[Interface markup and scripts]
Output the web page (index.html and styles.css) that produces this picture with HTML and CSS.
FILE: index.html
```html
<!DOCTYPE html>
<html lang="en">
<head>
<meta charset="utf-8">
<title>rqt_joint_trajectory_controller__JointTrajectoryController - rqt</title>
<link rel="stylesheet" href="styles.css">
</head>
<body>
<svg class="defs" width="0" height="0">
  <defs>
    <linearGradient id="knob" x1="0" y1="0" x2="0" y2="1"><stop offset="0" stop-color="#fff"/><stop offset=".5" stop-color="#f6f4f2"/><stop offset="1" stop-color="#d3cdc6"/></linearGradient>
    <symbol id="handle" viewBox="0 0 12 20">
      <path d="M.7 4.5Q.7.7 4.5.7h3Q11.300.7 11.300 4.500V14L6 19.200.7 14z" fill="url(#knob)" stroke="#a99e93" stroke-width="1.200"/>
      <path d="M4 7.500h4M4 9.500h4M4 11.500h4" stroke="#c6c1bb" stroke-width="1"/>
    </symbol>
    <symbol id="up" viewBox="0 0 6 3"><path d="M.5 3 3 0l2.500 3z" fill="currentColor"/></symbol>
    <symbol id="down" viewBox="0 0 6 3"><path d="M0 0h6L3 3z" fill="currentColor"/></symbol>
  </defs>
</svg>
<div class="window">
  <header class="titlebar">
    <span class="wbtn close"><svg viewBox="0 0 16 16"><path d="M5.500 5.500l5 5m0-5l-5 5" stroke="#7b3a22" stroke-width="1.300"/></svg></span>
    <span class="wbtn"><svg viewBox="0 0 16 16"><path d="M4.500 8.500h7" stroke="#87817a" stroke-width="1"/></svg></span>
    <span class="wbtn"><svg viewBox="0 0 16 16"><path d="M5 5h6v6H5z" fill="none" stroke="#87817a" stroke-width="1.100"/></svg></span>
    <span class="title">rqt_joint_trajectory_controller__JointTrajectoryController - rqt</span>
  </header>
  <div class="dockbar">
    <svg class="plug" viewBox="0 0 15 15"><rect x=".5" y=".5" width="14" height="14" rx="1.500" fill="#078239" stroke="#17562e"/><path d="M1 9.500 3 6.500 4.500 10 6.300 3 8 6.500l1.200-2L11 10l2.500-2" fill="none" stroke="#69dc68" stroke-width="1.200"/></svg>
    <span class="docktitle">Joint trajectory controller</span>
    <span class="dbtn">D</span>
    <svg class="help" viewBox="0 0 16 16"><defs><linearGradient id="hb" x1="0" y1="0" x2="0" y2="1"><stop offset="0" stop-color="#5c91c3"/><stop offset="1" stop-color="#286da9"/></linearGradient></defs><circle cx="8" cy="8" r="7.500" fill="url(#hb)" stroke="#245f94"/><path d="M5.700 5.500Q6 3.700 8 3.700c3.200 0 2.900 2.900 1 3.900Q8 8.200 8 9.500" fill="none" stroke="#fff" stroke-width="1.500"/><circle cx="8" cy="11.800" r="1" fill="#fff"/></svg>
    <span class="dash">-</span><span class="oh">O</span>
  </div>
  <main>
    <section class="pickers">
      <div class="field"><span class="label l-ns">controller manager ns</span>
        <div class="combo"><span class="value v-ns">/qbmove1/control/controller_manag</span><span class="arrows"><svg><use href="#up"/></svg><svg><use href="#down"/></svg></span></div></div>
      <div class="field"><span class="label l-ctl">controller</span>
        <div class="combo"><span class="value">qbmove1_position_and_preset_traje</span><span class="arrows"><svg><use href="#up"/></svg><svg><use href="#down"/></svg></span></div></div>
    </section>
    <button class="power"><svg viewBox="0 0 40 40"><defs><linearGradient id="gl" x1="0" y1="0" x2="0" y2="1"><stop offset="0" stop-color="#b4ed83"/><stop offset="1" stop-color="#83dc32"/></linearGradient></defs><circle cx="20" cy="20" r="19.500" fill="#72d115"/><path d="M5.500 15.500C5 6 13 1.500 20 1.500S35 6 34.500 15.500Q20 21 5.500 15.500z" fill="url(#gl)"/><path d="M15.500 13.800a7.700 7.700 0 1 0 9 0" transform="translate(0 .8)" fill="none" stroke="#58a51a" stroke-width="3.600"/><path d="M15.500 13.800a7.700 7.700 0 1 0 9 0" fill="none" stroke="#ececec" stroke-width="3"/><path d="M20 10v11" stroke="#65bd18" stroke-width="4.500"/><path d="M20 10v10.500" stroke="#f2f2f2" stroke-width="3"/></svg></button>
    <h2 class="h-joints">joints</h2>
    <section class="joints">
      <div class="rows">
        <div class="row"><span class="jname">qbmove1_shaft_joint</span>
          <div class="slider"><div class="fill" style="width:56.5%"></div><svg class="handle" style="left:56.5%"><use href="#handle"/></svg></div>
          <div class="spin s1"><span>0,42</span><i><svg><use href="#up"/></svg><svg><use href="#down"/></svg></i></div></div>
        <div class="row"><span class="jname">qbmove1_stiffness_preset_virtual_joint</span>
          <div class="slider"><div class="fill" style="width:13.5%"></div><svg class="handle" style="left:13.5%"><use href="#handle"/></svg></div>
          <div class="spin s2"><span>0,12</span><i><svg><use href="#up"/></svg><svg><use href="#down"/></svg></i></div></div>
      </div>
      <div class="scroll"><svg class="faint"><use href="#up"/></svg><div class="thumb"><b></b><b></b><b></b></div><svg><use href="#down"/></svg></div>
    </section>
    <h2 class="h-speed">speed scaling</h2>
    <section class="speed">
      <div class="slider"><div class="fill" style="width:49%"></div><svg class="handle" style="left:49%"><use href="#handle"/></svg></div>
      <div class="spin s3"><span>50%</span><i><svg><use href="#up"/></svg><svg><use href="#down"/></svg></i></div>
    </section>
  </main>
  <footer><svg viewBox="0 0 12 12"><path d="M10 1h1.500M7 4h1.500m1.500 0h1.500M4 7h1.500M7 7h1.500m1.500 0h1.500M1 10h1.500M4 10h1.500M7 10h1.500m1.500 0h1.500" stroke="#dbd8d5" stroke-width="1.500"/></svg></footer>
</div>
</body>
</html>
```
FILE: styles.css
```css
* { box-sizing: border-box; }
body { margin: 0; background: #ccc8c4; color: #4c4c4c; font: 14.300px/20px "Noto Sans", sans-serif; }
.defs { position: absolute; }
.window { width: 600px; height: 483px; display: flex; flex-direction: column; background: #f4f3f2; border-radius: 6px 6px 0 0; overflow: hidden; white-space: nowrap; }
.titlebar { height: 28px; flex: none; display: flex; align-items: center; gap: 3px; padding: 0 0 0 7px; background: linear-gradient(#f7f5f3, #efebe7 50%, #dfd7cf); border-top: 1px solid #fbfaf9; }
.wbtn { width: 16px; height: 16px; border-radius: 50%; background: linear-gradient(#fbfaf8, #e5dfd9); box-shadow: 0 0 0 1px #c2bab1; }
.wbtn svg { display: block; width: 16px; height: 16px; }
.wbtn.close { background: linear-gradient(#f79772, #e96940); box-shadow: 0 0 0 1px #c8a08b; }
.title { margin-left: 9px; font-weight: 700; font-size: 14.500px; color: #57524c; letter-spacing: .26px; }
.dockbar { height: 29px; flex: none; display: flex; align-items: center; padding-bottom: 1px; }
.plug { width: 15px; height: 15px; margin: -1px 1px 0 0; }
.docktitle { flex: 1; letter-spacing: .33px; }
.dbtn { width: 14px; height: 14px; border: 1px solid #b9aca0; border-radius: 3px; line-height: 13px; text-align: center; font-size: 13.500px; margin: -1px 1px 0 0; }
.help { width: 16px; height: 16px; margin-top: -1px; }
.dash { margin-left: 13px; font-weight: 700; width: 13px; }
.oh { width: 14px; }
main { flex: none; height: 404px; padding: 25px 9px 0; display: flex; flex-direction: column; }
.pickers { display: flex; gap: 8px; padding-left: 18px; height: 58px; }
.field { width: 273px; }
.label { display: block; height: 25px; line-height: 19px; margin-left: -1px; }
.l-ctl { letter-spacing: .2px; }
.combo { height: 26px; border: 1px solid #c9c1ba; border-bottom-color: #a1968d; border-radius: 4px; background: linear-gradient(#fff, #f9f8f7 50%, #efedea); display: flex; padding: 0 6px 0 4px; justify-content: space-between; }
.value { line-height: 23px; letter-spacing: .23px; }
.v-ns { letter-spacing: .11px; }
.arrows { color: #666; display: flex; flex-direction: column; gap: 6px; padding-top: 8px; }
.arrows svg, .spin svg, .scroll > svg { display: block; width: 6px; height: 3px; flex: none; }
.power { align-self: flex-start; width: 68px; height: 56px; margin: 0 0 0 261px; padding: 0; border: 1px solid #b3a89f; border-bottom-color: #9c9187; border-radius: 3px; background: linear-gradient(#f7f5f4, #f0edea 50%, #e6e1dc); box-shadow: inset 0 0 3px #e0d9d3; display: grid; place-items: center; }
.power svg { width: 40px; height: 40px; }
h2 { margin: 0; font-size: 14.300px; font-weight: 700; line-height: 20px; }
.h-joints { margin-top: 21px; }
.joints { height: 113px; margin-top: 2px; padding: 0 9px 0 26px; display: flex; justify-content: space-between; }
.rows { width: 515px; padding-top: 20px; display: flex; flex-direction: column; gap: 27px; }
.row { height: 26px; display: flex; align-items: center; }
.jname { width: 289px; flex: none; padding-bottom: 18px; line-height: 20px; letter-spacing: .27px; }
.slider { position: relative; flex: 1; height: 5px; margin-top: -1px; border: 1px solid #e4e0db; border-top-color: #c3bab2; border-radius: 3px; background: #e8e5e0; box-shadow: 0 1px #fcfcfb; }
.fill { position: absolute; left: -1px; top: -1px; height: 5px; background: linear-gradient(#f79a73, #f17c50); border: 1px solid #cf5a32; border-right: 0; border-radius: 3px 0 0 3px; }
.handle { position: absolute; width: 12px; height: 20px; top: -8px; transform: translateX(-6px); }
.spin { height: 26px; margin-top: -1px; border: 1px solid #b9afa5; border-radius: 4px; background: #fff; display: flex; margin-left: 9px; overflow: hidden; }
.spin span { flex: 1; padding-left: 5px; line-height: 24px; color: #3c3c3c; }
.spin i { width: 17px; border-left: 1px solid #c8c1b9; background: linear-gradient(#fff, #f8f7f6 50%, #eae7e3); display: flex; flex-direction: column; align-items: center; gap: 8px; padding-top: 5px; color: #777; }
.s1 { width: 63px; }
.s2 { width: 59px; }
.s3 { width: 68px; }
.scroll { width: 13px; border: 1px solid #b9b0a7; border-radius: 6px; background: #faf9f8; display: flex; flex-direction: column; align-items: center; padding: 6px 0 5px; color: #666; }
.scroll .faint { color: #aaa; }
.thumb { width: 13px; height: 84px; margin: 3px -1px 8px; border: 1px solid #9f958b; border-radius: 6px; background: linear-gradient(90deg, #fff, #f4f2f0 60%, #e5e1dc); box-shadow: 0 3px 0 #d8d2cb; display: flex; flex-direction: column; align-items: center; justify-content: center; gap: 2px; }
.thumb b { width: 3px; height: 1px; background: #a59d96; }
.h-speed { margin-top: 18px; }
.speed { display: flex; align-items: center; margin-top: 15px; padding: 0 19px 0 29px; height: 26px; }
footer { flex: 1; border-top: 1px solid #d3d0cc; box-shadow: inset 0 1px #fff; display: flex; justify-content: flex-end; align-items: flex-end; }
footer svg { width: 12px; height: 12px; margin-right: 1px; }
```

---

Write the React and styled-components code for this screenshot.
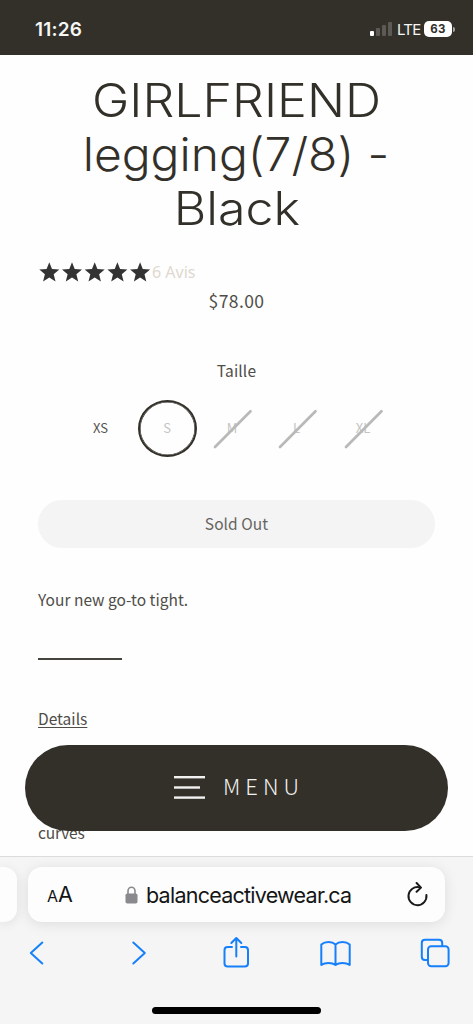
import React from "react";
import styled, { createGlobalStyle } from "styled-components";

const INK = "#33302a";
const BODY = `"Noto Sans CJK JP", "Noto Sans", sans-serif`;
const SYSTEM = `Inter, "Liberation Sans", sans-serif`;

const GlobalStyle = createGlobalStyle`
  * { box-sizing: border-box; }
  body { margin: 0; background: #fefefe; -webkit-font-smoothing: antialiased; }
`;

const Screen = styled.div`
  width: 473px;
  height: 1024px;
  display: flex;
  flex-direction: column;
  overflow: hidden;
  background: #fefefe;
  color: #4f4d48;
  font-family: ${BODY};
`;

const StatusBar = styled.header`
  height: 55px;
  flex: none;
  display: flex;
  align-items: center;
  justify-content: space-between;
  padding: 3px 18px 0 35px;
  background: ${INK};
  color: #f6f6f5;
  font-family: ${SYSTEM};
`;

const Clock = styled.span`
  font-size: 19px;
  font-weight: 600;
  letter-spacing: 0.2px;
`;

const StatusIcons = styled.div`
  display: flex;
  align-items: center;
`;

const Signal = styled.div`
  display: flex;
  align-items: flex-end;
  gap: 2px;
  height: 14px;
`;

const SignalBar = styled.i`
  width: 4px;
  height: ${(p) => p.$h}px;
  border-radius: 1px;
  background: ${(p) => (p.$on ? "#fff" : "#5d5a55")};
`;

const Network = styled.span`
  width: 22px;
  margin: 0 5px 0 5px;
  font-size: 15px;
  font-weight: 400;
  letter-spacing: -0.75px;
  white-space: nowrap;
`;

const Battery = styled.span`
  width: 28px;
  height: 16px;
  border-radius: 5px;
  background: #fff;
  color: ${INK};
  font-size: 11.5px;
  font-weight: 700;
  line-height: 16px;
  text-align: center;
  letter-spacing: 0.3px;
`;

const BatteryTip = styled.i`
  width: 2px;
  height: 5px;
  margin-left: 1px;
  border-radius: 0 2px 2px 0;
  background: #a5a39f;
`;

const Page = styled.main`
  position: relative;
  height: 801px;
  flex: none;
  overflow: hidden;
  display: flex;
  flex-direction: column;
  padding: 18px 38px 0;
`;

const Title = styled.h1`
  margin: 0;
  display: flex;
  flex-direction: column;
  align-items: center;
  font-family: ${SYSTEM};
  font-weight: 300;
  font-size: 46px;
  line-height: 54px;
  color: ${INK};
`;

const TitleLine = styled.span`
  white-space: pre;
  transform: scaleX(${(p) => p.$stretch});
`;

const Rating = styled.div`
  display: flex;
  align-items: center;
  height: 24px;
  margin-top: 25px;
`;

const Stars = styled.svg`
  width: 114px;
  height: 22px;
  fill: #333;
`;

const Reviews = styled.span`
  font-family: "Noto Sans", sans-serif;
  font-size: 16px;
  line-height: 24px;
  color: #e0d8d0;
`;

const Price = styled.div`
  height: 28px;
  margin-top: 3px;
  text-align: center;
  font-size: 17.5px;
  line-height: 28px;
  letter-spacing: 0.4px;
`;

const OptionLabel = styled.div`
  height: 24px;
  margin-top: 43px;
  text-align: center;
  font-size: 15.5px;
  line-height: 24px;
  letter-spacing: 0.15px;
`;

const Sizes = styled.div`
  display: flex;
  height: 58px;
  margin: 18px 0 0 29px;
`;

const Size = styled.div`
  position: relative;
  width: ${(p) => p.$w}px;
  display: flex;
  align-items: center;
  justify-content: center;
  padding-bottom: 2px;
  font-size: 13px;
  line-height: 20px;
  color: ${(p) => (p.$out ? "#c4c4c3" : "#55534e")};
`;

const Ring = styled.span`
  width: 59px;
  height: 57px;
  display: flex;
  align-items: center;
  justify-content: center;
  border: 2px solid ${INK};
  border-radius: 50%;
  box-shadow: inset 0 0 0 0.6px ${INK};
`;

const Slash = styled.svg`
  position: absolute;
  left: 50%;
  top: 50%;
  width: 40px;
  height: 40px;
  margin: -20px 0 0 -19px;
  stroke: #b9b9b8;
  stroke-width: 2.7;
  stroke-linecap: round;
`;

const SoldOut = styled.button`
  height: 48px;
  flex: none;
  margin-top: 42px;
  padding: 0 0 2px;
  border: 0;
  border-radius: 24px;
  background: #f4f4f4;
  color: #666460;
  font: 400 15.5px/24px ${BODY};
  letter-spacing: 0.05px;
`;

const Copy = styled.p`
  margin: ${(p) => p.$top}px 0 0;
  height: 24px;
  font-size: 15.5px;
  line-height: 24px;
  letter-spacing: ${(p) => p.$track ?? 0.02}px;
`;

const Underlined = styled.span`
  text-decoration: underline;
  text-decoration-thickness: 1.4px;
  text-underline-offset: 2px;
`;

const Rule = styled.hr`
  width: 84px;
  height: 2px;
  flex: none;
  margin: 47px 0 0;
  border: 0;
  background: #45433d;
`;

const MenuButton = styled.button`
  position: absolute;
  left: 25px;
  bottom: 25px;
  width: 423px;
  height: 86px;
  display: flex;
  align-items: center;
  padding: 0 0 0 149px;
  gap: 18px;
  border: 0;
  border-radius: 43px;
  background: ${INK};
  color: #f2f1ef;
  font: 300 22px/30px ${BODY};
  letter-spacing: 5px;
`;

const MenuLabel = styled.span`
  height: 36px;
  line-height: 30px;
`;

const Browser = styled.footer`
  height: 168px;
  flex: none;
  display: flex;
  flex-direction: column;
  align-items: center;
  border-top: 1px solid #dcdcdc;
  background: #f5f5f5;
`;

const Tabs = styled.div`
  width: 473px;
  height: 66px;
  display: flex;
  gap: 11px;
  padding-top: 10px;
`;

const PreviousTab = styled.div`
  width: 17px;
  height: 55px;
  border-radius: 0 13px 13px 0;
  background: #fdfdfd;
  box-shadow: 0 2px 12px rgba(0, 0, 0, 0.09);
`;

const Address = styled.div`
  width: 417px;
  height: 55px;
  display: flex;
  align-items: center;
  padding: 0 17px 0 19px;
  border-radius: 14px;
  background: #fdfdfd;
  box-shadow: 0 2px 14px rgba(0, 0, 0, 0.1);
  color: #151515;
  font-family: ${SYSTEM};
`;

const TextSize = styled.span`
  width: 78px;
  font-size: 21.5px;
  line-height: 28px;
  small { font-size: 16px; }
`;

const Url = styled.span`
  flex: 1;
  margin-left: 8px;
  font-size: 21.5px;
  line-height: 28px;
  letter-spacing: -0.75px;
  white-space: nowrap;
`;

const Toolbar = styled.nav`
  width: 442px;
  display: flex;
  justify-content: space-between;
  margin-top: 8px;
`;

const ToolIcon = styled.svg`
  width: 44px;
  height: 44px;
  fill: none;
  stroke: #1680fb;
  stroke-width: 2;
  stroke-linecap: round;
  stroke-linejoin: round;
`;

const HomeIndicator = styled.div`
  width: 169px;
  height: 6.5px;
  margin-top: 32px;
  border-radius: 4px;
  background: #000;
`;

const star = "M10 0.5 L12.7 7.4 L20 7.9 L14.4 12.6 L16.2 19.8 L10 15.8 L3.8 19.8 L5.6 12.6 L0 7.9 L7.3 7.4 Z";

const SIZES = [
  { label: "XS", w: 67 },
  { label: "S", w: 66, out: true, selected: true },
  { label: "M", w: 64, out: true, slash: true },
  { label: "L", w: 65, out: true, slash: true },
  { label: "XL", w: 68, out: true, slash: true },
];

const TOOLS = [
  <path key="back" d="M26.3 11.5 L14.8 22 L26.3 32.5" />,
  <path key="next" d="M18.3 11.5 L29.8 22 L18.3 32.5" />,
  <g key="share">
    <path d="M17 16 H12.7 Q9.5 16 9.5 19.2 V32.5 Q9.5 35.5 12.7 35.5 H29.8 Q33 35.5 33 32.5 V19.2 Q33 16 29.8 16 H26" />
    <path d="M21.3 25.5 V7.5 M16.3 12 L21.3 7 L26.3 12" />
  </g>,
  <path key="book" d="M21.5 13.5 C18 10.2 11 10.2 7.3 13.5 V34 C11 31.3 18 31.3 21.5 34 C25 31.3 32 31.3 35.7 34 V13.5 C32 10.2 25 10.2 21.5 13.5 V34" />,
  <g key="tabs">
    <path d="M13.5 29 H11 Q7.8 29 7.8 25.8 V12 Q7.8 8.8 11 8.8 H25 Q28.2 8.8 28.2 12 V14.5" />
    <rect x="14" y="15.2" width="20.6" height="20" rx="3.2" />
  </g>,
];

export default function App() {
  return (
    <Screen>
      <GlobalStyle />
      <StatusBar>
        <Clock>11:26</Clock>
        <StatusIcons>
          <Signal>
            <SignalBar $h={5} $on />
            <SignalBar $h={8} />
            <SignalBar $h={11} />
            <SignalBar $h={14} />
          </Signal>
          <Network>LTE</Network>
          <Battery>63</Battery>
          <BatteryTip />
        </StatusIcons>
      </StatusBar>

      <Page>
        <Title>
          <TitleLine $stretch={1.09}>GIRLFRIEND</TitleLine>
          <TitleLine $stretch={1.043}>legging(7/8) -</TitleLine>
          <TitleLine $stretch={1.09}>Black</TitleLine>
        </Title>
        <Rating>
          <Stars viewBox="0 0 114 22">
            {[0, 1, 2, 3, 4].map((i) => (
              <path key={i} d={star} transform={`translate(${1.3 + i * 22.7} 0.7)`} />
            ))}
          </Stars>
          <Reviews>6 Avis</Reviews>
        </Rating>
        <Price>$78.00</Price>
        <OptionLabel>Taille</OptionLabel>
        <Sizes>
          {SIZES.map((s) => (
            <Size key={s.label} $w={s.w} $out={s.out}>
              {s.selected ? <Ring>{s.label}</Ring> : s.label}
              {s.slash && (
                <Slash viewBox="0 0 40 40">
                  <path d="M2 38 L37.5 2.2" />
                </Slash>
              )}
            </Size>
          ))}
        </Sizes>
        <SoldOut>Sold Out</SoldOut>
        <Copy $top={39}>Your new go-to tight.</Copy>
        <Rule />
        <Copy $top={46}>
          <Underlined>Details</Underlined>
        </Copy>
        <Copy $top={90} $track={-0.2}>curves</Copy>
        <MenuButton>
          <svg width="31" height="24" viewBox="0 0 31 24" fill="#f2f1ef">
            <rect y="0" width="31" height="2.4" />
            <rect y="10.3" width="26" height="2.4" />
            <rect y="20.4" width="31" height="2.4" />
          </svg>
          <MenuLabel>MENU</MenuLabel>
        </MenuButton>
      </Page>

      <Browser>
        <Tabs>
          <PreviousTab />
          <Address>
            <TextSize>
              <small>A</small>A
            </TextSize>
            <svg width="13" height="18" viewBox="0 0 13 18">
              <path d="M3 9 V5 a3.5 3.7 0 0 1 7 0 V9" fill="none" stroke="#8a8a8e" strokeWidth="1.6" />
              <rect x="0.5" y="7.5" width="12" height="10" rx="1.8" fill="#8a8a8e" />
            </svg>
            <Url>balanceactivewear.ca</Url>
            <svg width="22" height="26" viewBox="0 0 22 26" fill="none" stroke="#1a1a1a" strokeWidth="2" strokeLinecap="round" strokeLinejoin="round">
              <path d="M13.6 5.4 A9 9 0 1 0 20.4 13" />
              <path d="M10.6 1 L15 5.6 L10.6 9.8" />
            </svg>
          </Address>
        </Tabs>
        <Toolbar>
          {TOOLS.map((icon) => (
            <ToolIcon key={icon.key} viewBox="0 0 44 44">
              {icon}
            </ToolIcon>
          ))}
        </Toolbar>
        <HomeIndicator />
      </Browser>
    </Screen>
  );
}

→ **Requirements**
Copy out each line of the material that holds the word "styles".

→ **Task result**
Output the web page (index.html and styles.css) that produces this picture with HTML and CSS.
<link rel="stylesheet" href="styles.css">
FILE: styles.css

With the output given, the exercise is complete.